Economic Herd Immunity Will Take Awhile

One not-so-little detail people are missing about the Pfizer and Moderna vaccines: The trials show recipients may still carry the virus even if it doesn’t make them sick. Pfizer CEO Albert Bourla admitted this in an NBC news interview just last week.

If so, person-to-person transmission may not drop as quickly as hoped, and the economically problematic restrictions will have to stay in place longer.

One more thing…

Notice who isn’t on the vaccine priority list: healthy, middle-aged people in non-essential occupations. That means the corporate executives, lawyers, accountants, computer experts, investment managers, journalists and others who now mostly work from home. They represent a disproportionately large part of consumer spending.

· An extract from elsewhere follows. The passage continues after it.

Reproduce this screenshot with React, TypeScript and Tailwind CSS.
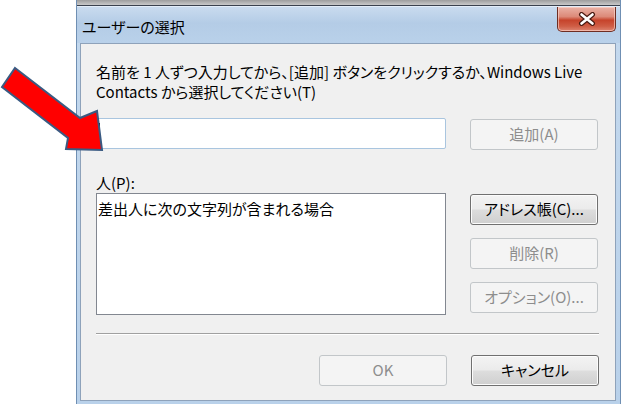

So the people the airlines, hotels, restaurants, theaters, and retailers need most—their best customers—will be the last to get vaccinated, and therefore the last to resume normal economic activity.

That’s the right way to do it: protect the most vulnerable and their caregivers first. But it will delay the economic recovery.

Right now I hear a lot of people saying life will start getting back to normal in April or May. Maybe so, but stress the word “start.” Very little will be normal by then.

Everything I see says we are maybe halfway through this marathon. I’m not sure people and businesses are prepared to wait that long. And I’m certain financial markets aren’t.